Room temperature can affect productivity, and Siegel said his team was intrigued by personal temperature controls at workstations. While people are most comfortable at a temperature of 78 degrees F, productivity actually increases when temperatures are a few degrees cooler.
Perhaps the best money the team spent, according to Siegel, was the installation of a sound masking system that emitted a hum at the frequency of the human voice to minimize distracting noises. It also resulted in a slight increase in speech recognition accuracy.
When organizing the room space, Siegel said his team wanted workstations that offered privacy when appropriate, but access to others when needed, and kept the user from having to reach too far for what they needed. “What we really strongly recommend is having all of the systems that you use--whether it’s phone or speech recognition or the monitors—all within short reach of where you’re sitting and have as many functions as possible integrated into a single workstation.”
To help encourage activity while working, the team tried installing a treadmill at a workstation, but this was short-lived. “What we were finding is that radiologists who didn’t want to walk on the treadmill, when that was the only room that was available, were putting chairs on the treadmill,” said Siegel. “They started falling off the side of the treadmill.

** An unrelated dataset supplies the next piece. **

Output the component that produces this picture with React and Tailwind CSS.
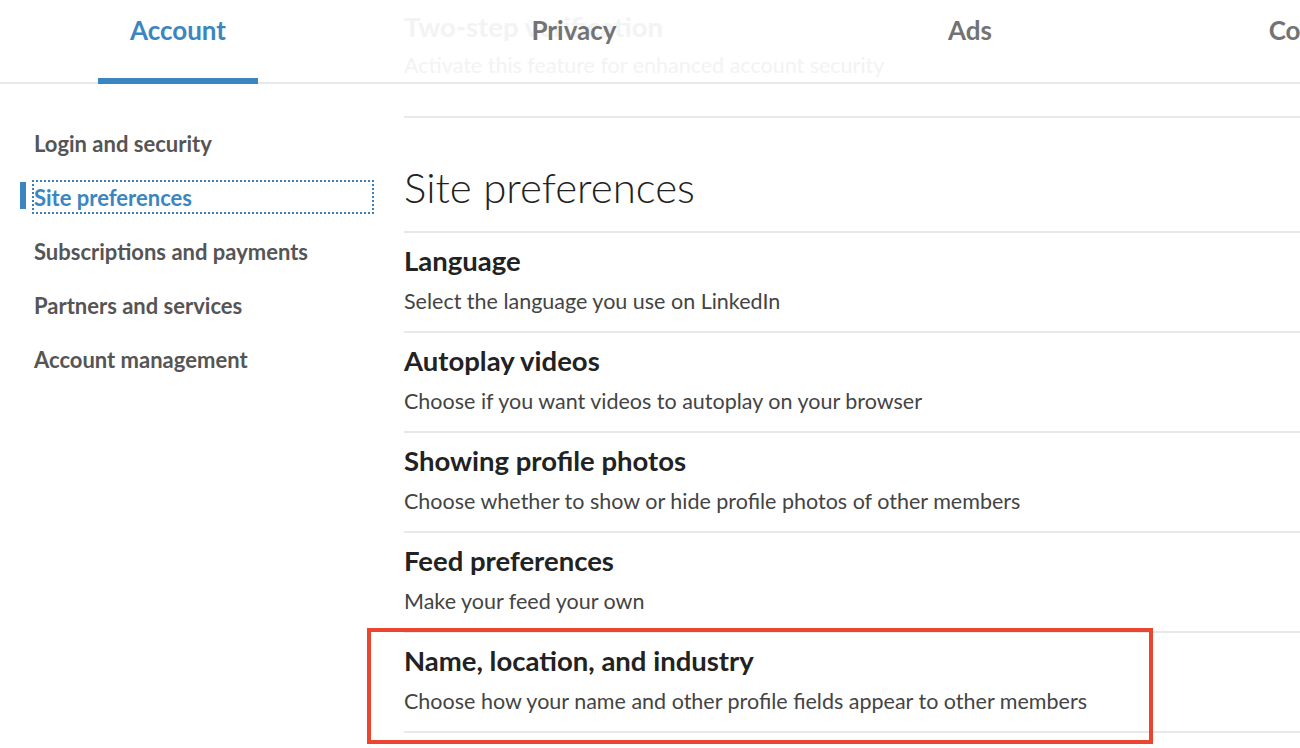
import React from 'react'

const tabs = ['Account', 'Privacy', 'Ads', 'Communications']

const navItems = [
  'Login and security',
  'Site preferences',
  'Subscriptions and payments',
  'Partners and services',
  'Account management',
]

const settings = [
  { title: 'Language', desc: 'Select the language you use on LinkedIn' },
  { title: 'Autoplay videos', desc: 'Choose if you want videos to autoplay on your browser' },
  { title: 'Showing profile photos', desc: 'Choose whether to show or hide profile photos of other members' },
  { title: 'Feed preferences', desc: 'Make your feed your own' },
  { title: 'Name, location, and industry', desc: 'Choose how your name and other profile fields appear to other members' },
]

export default function App() {
  return (
    <div className="relative w-[1300px] h-[748px] overflow-hidden bg-white font-['Lato',sans-serif]">
      {/* Tabs header, content scrolled behind it shows through */}
      <div className="relative h-[84px] border-b-2 border-[#e6e9ec]">
        <div className="absolute left-[404px] top-[8px] text-[#f2f3f4] whitespace-nowrap">
          <p className="text-[27.5px] font-bold leading-[38px]">Two-step verification</p>
          <p className="text-[21.5px] leading-[28px] mt-[5px]">Activate this feature for enhanced account security</p>
        </div>
        <div className="relative flex h-full pl-[98px] gap-[236px]">
          {tabs.map((t, i) => (
            <div
              key={t}
              className={
                'w-[160px] shrink-0 flex justify-center pt-[11px] text-[26px] font-bold leading-[38px] whitespace-nowrap ' +
                (i === 0 ? 'text-[#3b86c0] border-b-[6px] border-[#3b86c0] -mb-[2px]' : 'text-[#737373]')
              }
            >
              {t}
            </div>
          ))}
        </div>
      </div>

      <div className="flex">
        {/* Sidebar */}
        <div className="w-[404px] shrink-0 pt-[32px] pl-[20px]">
          {navItems.map((n, i) => (
            <div key={n} className="relative h-[54px] flex items-center">
              {i === 1 && <span className="absolute left-0 top-[12px] w-[6px] h-[27px] bg-[#3b86c0]" />}
              <div
                className={
                  'ml-[12px] w-[342px] h-[34px] flex items-center border-2 border-dotted text-[22px] font-bold whitespace-nowrap ' +
                  (i === 1 ? 'border-[#3b7fb9] text-[#3b86c0]' : 'border-transparent text-[#555555]')
                }
              >
                {n}
              </div>
            </div>
          ))}
        </div>

        {/* Main */}
        <div className="flex-1 mt-[32px]">
          <div className="border-t-2 border-[#e6e9ec]">
            <h1 className="pt-[45px] pb-[19px] text-[42px] font-light leading-[49px] text-[#222222] border-b-2 border-[#e6e9ec]">
              Site preferences
            </h1>
            {settings.map(s => (
              <div key={s.title} className="pt-[12px] pb-[16px] border-b-2 border-[#e6e9ec]">
                <p className="text-[27.5px] font-bold leading-[32px] text-[#222222]">{s.title}</p>
                <p className="mt-[11px] text-[21.5px] leading-[27px] text-[#444444]">{s.desc}</p>
              </div>
            ))}
          </div>
        </div>
      </div>

      {/* Highlight annotation */}
      <div className="absolute left-[367px] top-[628px] w-[786px] h-[116px] border-4 border-[#e9452f]" />
    </div>
  )
}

When that started happening, we decided that was a brilliant trust experiment, but we should take that out.”
Siegel warned that when investigating reading room improvements to beware of products labeled “ergonomic” that might not be, as there’s no governing body monitoring this designation. It may take extra research, but it shouldn’t deter a practice from trying to improve.
“When you go back to your environment…look at it afresh,” recommended Siegel. “Just have a critical eye. There are many really cool things you can do.”